EXERCISE TASK — Write each line of the material exactly as given, from the top through the line that contains "import React from", and omit all pictures.

INFORMATION SUPPLIED —
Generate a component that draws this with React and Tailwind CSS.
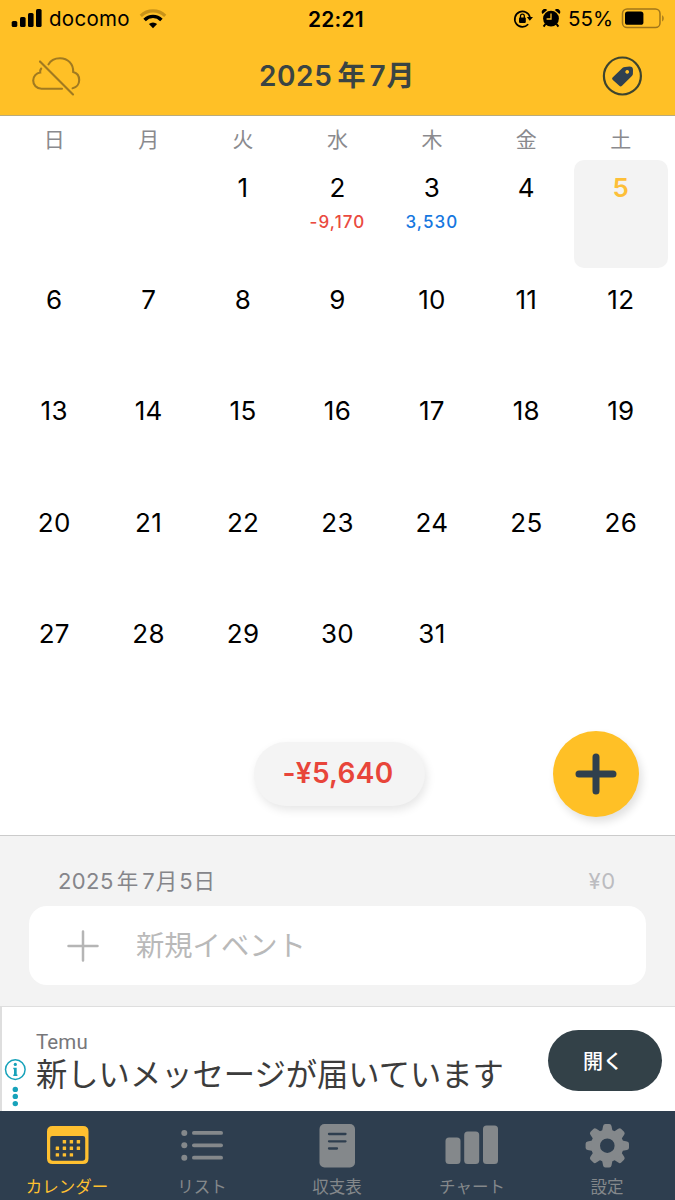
import React from "react";

const weekdays = ["日", "月", "火", "水", "木", "金", "土"];
const amounts = {
  2: { text: "-9,170", tone: "text-[#ea4a40]" },
  3: { text: "3,530", tone: "text-[#1577df]" },
};
const cells = Array.from({ length: 35 }, (_, i) => {
  const day = i - 1;
  return day >= 1 && day <= 31 ? day : null;
});

function StatusBar() {
  return (
    <div className="flex h-[37px] items-center text-[20px] leading-none text-black">
      <svg className="ml-[11px] h-[20px] w-[31px] shrink-0" viewBox="0 0 31 20">
        <rect x="0.7" y="12" width="5.6" height="6" rx="1.6" />
        <rect x="9" y="8" width="5.6" height="10" rx="1.6" />
        <rect x="17" y="4" width="5.6" height="14" rx="1.6" />
        <rect x="25" y="0" width="5.6" height="18" rx="1.6" />
      </svg>
      <span className="ml-[7px] w-[82px] pt-[2px] text-[20.5px] tracking-[0.3px]">docomo</span>
      <svg className="ml-[8px] h-[20px] w-[28px] shrink-0" viewBox="0 0 28 20" fill="none">
        <path d="M1.8 6.8 A17.5 17.5 0 0 1 26.2 6.8" stroke="#c99318" strokeWidth="3.2" />
        <path d="M5.600 11 A11.6 11.6 0 0 1 22.400 11" stroke="#000" strokeWidth="3.400" />
        <path d="M14 19.2 L9.9 15.1 A6.2 6.2 0 0 1 18.1 15.1 Z" fill="#000" />
      </svg>
      <span className="ml-[141px] w-[60px] pt-[2px] whitespace-nowrap text-[21px] font-semibold tracking-[0.2px]">22:21</span>
      <svg className="ml-[145px] h-[20px] w-[20px] shrink-0" viewBox="0 0 20 20" fill="none">
        <path d="M15.2 15.3 A7.7 7.7 0 1 1 17 8.4" stroke="#000" strokeWidth="1.7" />
        <path d="M13.800 8 H20 L16.800 11.800 Z" fill="#000" />
        <rect x="6" y="8.600" width="6.800" height="5.3" rx="0.8" fill="#000" />
        <path d="M7.5 9 V7 a1.900 1.900 0 0 1 3.800 0 V9" stroke="#000" strokeWidth="1.3" />
      </svg>
      <svg className="ml-[8px] h-[20px] w-[20px] shrink-0" viewBox="0 0 20 20">
        <circle cx="10" cy="9.600" r="7.900" />
        <path d="M4.500 15 L2.600 17.600 M15.500 15 L17.400 17.600" stroke="#000" strokeWidth="2" />
        <path d="M1.6 5 a3 3 0 0 1 4.6 -4 Z M18.4 5 a3 3 0 0 0 -4.6 -4 Z" />
        <path d="M10 4.400 V10 H5.6" fill="none" stroke="#ffc026" strokeWidth="1.300" />
      </svg>
      <span className="ml-[7px] w-[46px] pt-[1px] text-[20.5px]">55%</span>
      <svg className="ml-[7px] h-[22px] w-[44px] shrink-0" viewBox="0 0 44 22">
        <rect x="1.500" y="0.900" width="37.500" height="18.600" rx="4.6" fill="none" stroke="#a1761a" strokeWidth="1.500" />
        <rect x="4" y="3.600" width="18.400" height="13.200" rx="2.600" />
        <path d="M41.2 7.300 c2 1 2 5.200 0 6.200 Z" fill="#a1761a" />
      </svg>
    </div>
  );
}

function Header() {
  return (
    <header className="h-[116px] shrink-0 border-b border-[#b9ab7c] bg-[#ffc026]">
      <StatusBar />
      <div className="flex h-[78px] items-center">
        <svg
          className="ml-[32px] h-[40px] w-[50px] shrink-0"
          viewBox="0 0 50 40"
          fill="none"
          stroke="#a17a20"
          strokeWidth="2.100"
          strokeLinecap="round"
        >
          <path d="M30 32.800 H9.500 C4.500 32.800 1.200 29 1.200 24.500 C1.200 20.300 4.300 17 8.200 16.500 C7.900 14.600 8.300 13.600 9.200 12.500" />
          <path d="M16.500 8.400 C18.500 4.400 23 2.200 28 2.200 C36 2.200 41.500 8 41.200 16 C44.800 16.900 47.200 20.200 47.200 24 C47.200 28 44.500 31.500 40.600 32.200" />
          <path d="M8 5.400 L41 38.400" />
        </svg>
        <h1 className="ml-[177px] w-[160px] whitespace-nowrap text-[28px] leading-none font-semibold text-[#3a4443]">
          <span className="tracking-[0.6px]">2025</span>
          <span className="ml-[5px] text-[28px]">年</span>
          <span className="ml-[4px]">7</span>
          <span className="ml-[1px] text-[28px]">月</span>
        </h1>
        <svg className="ml-[183px] h-[40px] w-[40px] shrink-0" viewBox="0 0 40 40">
          <circle cx="20.400" cy="20" r="18.500" fill="none" stroke="#3e442e" strokeWidth="2.200" />
          <path
            fillRule="evenodd"
            fill="#2f4050"
            d="M10.600 21.600 L20.700 11.800 Q21.600 11 23 10.900 L27.500 10.600 Q31 10.600 31 14 L30.900 18 Q30.800 19.200 29.900 20.100 L20 29.800 Q18.600 31 17.300 29.800 L10.600 23.800 Q9.500 22.700 10.600 21.600 Z M25.200 14 a1.900 1.900 0 1 0 0.010 0 Z"
          />
        </svg>
      </div>
    </header>
  );
}

function Calendar() {
  return (
    <main className="flex h-[719px] shrink-0 flex-col bg-white">
      <div className="grid h-[44px] grid-cols-7 px-[7px] text-center text-[21px] leading-[47px] text-[#8a8a8e]">
        {weekdays.map((d) => (
          <span key={d}>{d}</span>
        ))}
      </div>
      <div className="grid h-[558px] grid-cols-7 grid-rows-5 px-[7px]">
        {cells.map((day, i) => (
          <div
            key={i}
            className={
              day === 5
                ? "mx-[0.5px] h-[108px] rounded-[10px] bg-[#f3f3f3] text-center font-semibold text-[#fdbf38]"
                : "h-[108px] text-center text-black"
            }
          >
            <div className="pt-[12px] text-[26px] leading-[32px] tracking-[0.3px]">{day}</div>
            {amounts[day] && (
              <div className={`mt-[8px] text-[17px] leading-[20px] font-medium tracking-[1.1px] ${amounts[day].tone}`}>
                {amounts[day].text}
              </div>
            )}
          </div>
        ))}
      </div>
      <div className="flex h-[112px] items-center">
        <div className="ml-[254px] flex h-[64px] w-[171px] items-center justify-center rounded-full bg-[#f4f4f4] pr-[3px] pb-[2px] text-[28px] font-semibold tracking-[0.3px] text-[#e8453a] shadow-[2px_4px_10px_rgba(0,0,0,0.10)]">
          -¥5,640
        </div>
        <button className="ml-[128px] flex h-[86px] w-[86px] items-center justify-center rounded-full bg-[#ffc026] shadow-[3px_5px_9px_rgba(0,0,0,0.12)]">
          <svg className="h-[42px] w-[42px]" viewBox="0 0 42 42" stroke="#30404d" strokeWidth="7" strokeLinecap="round">
            <path d="M21 4 V38 M4 21 H38" />
          </svg>
        </button>
      </div>
    </main>
  );
}

function Events() {
  return (
    <section className="h-[171px] shrink-0 border-t border-[#cbcbcb] bg-[#f3f3f3] pt-[28px]">
      <div className="flex h-[34px] items-center justify-between pr-[59px] pl-[58px] text-[22px] leading-none">
        <div className="whitespace-nowrap text-[#85858a]">
          <span className="tracking-[0.4px]">2025</span>
          <span className="ml-[3px] text-[21.500px]">年</span>
          <span className="ml-[4px]">7</span>
          <span className="ml-[1px] text-[21.500px]">月</span>
          <span className="ml-[2px]">5</span>
          <span className="ml-[1px] text-[21.500px]">日</span>
        </div>
        <span className="tracking-[0.800px] text-[#bcbcc0]">¥0</span>
      </div>
      <div className="mt-[8px] ml-[29px] flex h-[79px] w-[617px] items-center rounded-[18px] bg-white">
        <svg className="ml-[38px] h-[32px] w-[32px]" viewBox="0 0 32 32" stroke="#b5b5b5" strokeWidth="2.500" strokeLinecap="round">
          <path d="M16 1.500 V30.500 M1.500 16 H30.500" />
        </svg>
        <span className="ml-[37px] pt-[2px] text-[28.300px] leading-none text-[#b9b9b9]">新規イベント</span>
      </div>
    </section>
  );
}

function Ad() {
  return (
    <aside className="flex h-[105px] shrink-0 border-t border-l-2 border-[#dedede] bg-white">
      <svg className="mt-[51px] ml-[2px] h-[52px] w-[23px] shrink-0" viewBox="0 0 23 52" fill="#17a2ba">
        <circle cx="11.300" cy="11.600" r="9.800" fill="none" stroke="#17a2ba" strokeWidth="1.500" />
        <circle cx="11.300" cy="6.400" r="1.600" />
        <path d="M9.300 9.800 H12.700 V16.500 H13.400 V18 H9.300 V16.500 H10 V11.200 H9.300 Z" />
        <circle cx="11.300" cy="31.400" r="2.700" />
        <circle cx="11.300" cy="38.400" r="2.700" />
        <circle cx="11.300" cy="45.600" r="2.700" />
      </svg>
      <div className="ml-[9px] w-[512px] pt-[23px] whitespace-nowrap">
        <div className="font-['Roboto','Inter',sans-serif] text-[20.500px] leading-[24px] tracking-[0.100px] text-[#77777a]">Temu</div>
        <div className="text-[31.300px] leading-[42px] font-normal text-[#3c3c3c]">新しいメッセージが届いています</div>
      </div>
      <button className="mt-[23px] flex h-[61px] w-[114px] shrink-0 items-center justify-center rounded-full bg-[#334148] pt-[2px] pr-[4px] text-[20px] font-medium text-white">
        開く
      </button>
    </aside>
  );
}

const calendarDots = [
  [17, 0], [24, 0], [31, 0],
  [10, 1], [17, 1], [24, 1], [31, 1],
  [10, 2], [17, 2], [24, 2],
];
const gearTeeth = [0, 45, 90, 135, 180, 225, 270, 315];

const tabs = [
  {
    label: "カレンダー",
    icon: (
      <>
        <path
          fillRule="evenodd"
          d="M12.500 5 H43 Q48.500 5 48.500 10.500 V37.500 Q48.500 43 43 43 H12.500 Q7 43 7 37.500 V10.500 Q7 5 12.500 5 Z M12.500 15 Q10.200 15 10.200 17.300 V37 Q10.200 39.800 13 39.800 H42.300 Q45.200 39.800 45.200 37 V17.300 Q45.200 15 42.900 15 Z"
        />
        {calendarDots.map(([x, row]) => (
          <rect key={`${x}-${row}`} x={x + 5.7} y={row * 6.6 + 19} width="3.400" height="3.400" rx="0.500" />
        ))}
      </>
    ),
  },
  {
    label: "リスト",
    icon: (
      <>
        {[11.9, 24.3, 36.7].map((y) => (
          <g key={y}>
            <circle cx="9.300" cy={y} r="3" />
            <rect x="17" y={y - 1.9} width="31" height="3.800" rx="1.900" />
          </g>
        ))}
      </>
    ),
  },
  {
    label: "収支表",
    icon: (
      <>
        <rect x="9.500" y="3" width="35.500" height="43.500" rx="5" />
        <path d="M19 13 H35.500 M19 20.300 H35.500 M19 27.500 H27" stroke="#2e3e4f" strokeWidth="2.300" strokeLinecap="round" />
      </>
    ),
  },
  {
    label: "チャート",
    icon: (
      <>
        <rect x="0.500" y="16.500" width="15" height="26.500" rx="3.500" />
        <rect x="19.200" y="10.500" width="15" height="32.500" rx="3.500" />
        <rect x="38" y="4.500" width="15" height="38.500" rx="3.500" />
      </>
    ),
  },
  {
    label: "設定",
    icon: (
      <>
        {gearTeeth.map((a) => (
          <path key={a} d="M21.700 12 L23.100 5 Q23.500 3 25.300 3 H29.300 Q31.100 3 31.500 5 L32.900 12 Z" transform={`rotate(${a} 27.300 24.700)`} />
        ))}
        <circle cx="27.300" cy="24.700" r="11.800" fill="none" stroke="currentColor" strokeWidth="9" />
      </>
    ),
  },
];

function TabBar() {
  return (
    <nav className="grid h-[89px] shrink-0 grid-cols-5 bg-[#2e3e4f]">
      {tabs.map((t, i) => (
        <div
          key={t.label}
          className={i === 0 ? "flex flex-col items-center pt-[10px] text-[#ffc030]" : "flex flex-col items-center pt-[10px] text-[#84888b]"}
        >
          <svg className="h-[48px] w-[56px]" viewBox="0 0 56 48" fill="currentColor">
            {t.icon}
          </svg>
          <span className="mt-[6px] mr-[1px] text-[16.500px] leading-[24px] whitespace-nowrap">{t.label}</span>
        </div>
      ))}
    </nav>
  );
}

export default function App() {
  return (
    <div className="flex h-[1200px] w-[675px] flex-col overflow-hidden bg-white font-['Inter','Noto_Sans_CJK_JP',sans-serif]">
      <Header />
      <Calendar />
      <Events />
      <Ad />
      <TabBar />
    </div>
  );
}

FINAL RESULT —
Generate a component that draws this with React and Tailwind CSS.
import React from "react";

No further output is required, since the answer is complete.